── DATA BLOCK ──
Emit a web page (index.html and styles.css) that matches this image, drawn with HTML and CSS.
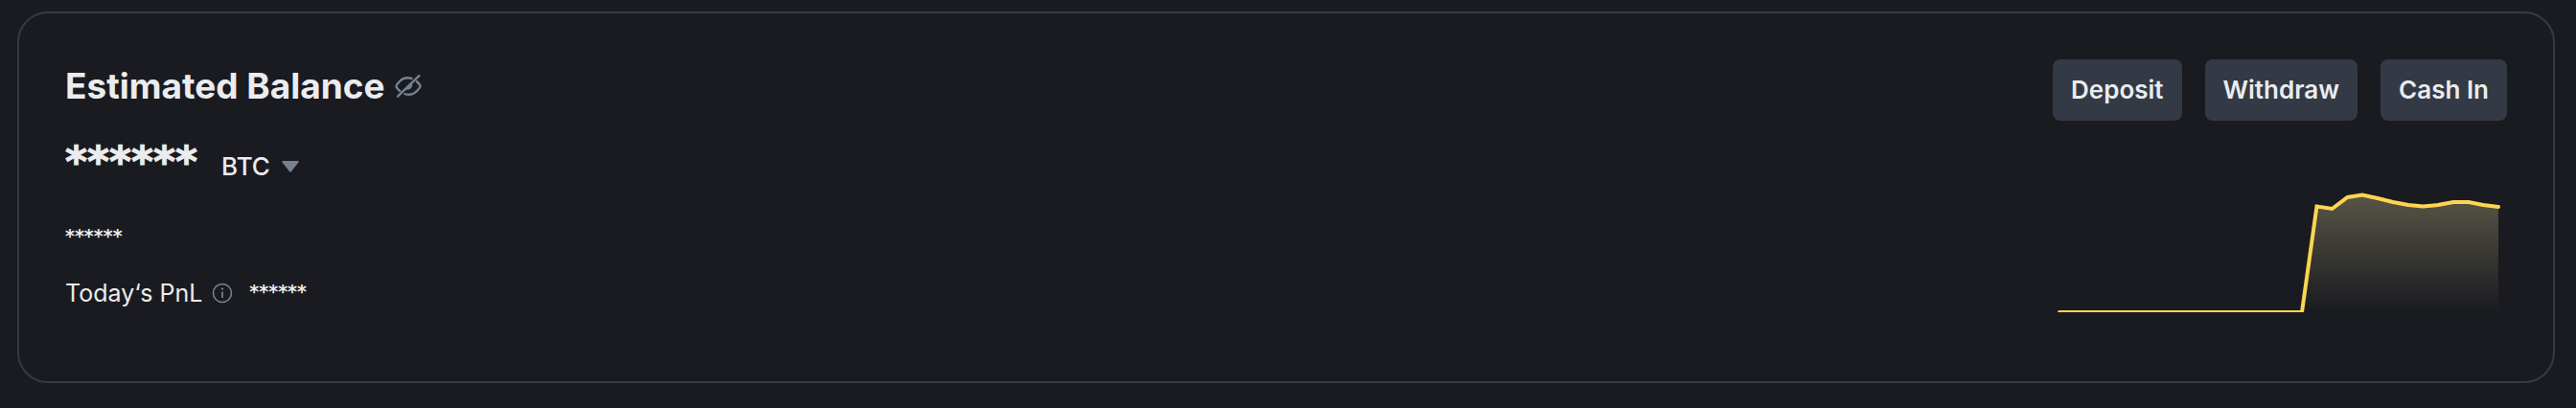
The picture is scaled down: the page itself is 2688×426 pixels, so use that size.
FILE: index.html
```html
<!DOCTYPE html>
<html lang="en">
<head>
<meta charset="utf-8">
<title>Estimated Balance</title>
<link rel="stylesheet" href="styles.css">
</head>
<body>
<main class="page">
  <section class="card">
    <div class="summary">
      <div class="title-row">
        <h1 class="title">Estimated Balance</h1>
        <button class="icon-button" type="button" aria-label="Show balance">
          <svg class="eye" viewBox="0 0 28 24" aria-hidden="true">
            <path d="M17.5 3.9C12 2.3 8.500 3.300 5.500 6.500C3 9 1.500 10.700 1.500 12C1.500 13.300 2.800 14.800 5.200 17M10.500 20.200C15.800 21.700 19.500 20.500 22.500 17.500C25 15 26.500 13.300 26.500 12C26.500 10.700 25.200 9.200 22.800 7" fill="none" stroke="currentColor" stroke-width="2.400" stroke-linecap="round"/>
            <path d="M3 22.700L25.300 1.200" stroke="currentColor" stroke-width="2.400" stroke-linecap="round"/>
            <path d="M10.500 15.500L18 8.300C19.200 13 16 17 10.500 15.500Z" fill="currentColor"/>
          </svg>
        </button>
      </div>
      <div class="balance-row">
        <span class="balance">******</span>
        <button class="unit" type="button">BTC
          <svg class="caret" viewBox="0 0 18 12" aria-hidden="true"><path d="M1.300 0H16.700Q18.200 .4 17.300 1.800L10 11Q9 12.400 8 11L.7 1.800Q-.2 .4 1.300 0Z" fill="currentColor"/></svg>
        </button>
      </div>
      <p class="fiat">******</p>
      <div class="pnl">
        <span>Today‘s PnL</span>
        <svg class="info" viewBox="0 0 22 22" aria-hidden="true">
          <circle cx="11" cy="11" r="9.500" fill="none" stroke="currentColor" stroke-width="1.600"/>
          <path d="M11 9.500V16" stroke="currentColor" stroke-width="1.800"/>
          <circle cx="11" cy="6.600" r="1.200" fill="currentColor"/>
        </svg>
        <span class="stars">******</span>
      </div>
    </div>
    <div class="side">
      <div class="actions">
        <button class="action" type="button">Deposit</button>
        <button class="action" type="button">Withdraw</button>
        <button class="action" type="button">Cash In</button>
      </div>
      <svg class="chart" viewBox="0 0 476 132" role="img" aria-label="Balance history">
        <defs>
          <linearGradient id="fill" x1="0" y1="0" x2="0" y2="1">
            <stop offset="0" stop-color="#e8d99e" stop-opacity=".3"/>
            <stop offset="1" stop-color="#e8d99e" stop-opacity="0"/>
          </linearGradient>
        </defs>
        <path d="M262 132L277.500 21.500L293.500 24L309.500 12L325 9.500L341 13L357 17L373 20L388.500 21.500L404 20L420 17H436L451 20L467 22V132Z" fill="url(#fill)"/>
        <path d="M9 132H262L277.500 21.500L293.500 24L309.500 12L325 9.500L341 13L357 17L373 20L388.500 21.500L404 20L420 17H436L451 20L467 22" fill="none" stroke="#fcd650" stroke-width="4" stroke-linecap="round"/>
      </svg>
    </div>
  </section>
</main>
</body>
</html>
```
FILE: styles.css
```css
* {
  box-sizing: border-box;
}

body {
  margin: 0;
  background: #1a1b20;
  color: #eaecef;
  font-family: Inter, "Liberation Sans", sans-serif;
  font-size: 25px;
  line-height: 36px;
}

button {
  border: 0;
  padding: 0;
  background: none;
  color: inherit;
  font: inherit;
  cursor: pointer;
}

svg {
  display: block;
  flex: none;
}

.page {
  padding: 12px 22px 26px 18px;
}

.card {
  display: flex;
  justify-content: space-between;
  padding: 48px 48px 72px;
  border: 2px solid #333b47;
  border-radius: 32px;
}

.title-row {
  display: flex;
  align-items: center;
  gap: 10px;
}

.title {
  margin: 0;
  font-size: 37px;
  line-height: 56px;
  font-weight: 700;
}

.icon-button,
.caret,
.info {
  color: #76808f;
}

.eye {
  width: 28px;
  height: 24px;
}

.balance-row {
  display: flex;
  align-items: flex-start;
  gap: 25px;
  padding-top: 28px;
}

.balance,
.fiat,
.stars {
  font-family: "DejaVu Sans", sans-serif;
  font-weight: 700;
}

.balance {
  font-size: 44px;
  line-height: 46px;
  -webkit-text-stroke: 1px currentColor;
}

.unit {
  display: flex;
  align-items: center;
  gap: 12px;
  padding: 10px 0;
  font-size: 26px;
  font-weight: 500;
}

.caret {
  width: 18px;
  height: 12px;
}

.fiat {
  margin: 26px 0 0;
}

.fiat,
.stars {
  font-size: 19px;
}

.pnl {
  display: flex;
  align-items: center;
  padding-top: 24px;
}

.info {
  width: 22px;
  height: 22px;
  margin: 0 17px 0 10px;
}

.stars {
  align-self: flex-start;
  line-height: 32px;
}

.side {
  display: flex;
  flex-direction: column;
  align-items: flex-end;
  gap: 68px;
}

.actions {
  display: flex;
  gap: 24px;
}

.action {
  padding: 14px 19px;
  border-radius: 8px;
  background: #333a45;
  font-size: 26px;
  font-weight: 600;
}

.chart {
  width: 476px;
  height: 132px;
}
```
───
**YOUR TASK:**
Write out the listing word for word, omitting the pictures it holds.

**SOLUTION FOR THIS TASK:**
Emit a web page (index.html and styles.css) that matches this image, drawn with HTML and CSS.
The picture is scaled down: the page itself is 2688×426 pixels, so use that size.
FILE: index.html
```html
<!DOCTYPE html>
<html lang="en">
<head>
<meta charset="utf-8">
<title>Estimated Balance</title>
<link rel="stylesheet" href="styles.css">
</head>
<body>
<main class="page">
  <section class="card">
    <div class="summary">
      <div class="title-row">
        <h1 class="title">Estimated Balance</h1>
        <button class="icon-button" type="button" aria-label="Show balance">
          <svg class="eye" viewBox="0 0 28 24" aria-hidden="true">
            <path d="M17.5 3.9C12 2.3 8.500 3.300 5.500 6.500C3 9 1.500 10.700 1.500 12C1.500 13.300 2.800 14.800 5.200 17M10.500 20.200C15.800 21.700 19.500 20.500 22.500 17.500C25 15 26.500 13.300 26.500 12C26.500 10.700 25.200 9.200 22.800 7" fill="none" stroke="currentColor" stroke-width="2.400" stroke-linecap="round"/>
            <path d="M3 22.700L25.300 1.200" stroke="currentColor" stroke-width="2.400" stroke-linecap="round"/>
            <path d="M10.500 15.500L18 8.300C19.200 13 16 17 10.500 15.500Z" fill="currentColor"/>
          </svg>
        </button>
      </div>
      <div class="balance-row">
        <span class="balance">******</span>
        <button class="unit" type="button">BTC
          <svg class="caret" viewBox="0 0 18 12" aria-hidden="true"><path d="M1.300 0H16.700Q18.200 .4 17.300 1.800L10 11Q9 12.400 8 11L.7 1.800Q-.2 .4 1.300 0Z" fill="currentColor"/></svg>
        </button>
      </div>
      <p class="fiat">******</p>
      <div class="pnl">
        <span>Today‘s PnL</span>
        <svg class="info" viewBox="0 0 22 22" aria-hidden="true">
          <circle cx="11" cy="11" r="9.500" fill="none" stroke="currentColor" stroke-width="1.600"/>
          <path d="M11 9.500V16" stroke="currentColor" stroke-width="1.800"/>
          <circle cx="11" cy="6.600" r="1.200" fill="currentColor"/>
        </svg>
        <span class="stars">******</span>
      </div>
    </div>
    <div class="side">
      <div class="actions">
        <button class="action" type="button">Deposit</button>
        <button class="action" type="button">Withdraw</button>
        <button class="action" type="button">Cash In</button>
      </div>
      <svg class="chart" viewBox="0 0 476 132" role="img" aria-label="Balance history">
        <defs>
          <linearGradient id="fill" x1="0" y1="0" x2="0" y2="1">
            <stop offset="0" stop-color="#e8d99e" stop-opacity=".3"/>
            <stop offset="1" stop-color="#e8d99e" stop-opacity="0"/>
          </linearGradient>
        </defs>
        <path d="M262 132L277.500 21.500L293.500 24L309.500 12L325 9.500L341 13L357 17L373 20L388.500 21.500L404 20L420 17H436L451 20L467 22V132Z" fill="url(#fill)"/>
        <path d="M9 132H262L277.500 21.500L293.500 24L309.500 12L325 9.500L341 13L357 17L373 20L388.500 21.500L404 20L420 17H436L451 20L467 22" fill="none" stroke="#fcd650" stroke-width="4" stroke-linecap="round"/>
      </svg>
    </div>
  </section>
</main>
</body>
</html>
```
FILE: styles.css
```css
* {
  box-sizing: border-box;
}

body {
  margin: 0;
  background: #1a1b20;
  color: #eaecef;
  font-family: Inter, "Liberation Sans", sans-serif;
  font-size: 25px;
  line-height: 36px;
}

button {
  border: 0;
  padding: 0;
  background: none;
  color: inherit;
  font: inherit;
  cursor: pointer;
}

svg {
  display: block;
  flex: none;
}

.page {
  padding: 12px 22px 26px 18px;
}

.card {
  display: flex;
  justify-content: space-between;
  padding: 48px 48px 72px;
  border: 2px solid #333b47;
  border-radius: 32px;
}

.title-row {
  display: flex;
  align-items: center;
  gap: 10px;
}

.title {
  margin: 0;
  font-size: 37px;
  line-height: 56px;
  font-weight: 700;
}

.icon-button,
.caret,
.info {
  color: #76808f;
}

.eye {
  width: 28px;
  height: 24px;
}

.balance-row {
  display: flex;
  align-items: flex-start;
  gap: 25px;
  padding-top: 28px;
}

.balance,
.fiat,
.stars {
  font-family: "DejaVu Sans", sans-serif;
  font-weight: 700;
}

.balance {
  font-size: 44px;
  line-height: 46px;
  -webkit-text-stroke: 1px currentColor;
}

.unit {
  display: flex;
  align-items: center;
  gap: 12px;
  padding: 10px 0;
  font-size: 26px;
  font-weight: 500;
}

.caret {
  width: 18px;
  height: 12px;
}

.fiat {
  margin: 26px 0 0;
}

.fiat,
.stars {
  font-size: 19px;
}

.pnl {
  display: flex;
  align-items: center;
  padding-top: 24px;
}

.info {
  width: 22px;
  height: 22px;
  margin: 0 17px 0 10px;
}

.stars {
  align-self: flex-start;
  line-height: 32px;
}

.side {
  display: flex;
  flex-direction: column;
  align-items: flex-end;
  gap: 68px;
}

.actions {
  display: flex;
  gap: 24px;
}

.action {
  padding: 14px 19px;
  border-radius: 8px;
  background: #333a45;
  font-size: 26px;
  font-weight: 600;
}

.chart {
  width: 476px;
  height: 132px;
}
```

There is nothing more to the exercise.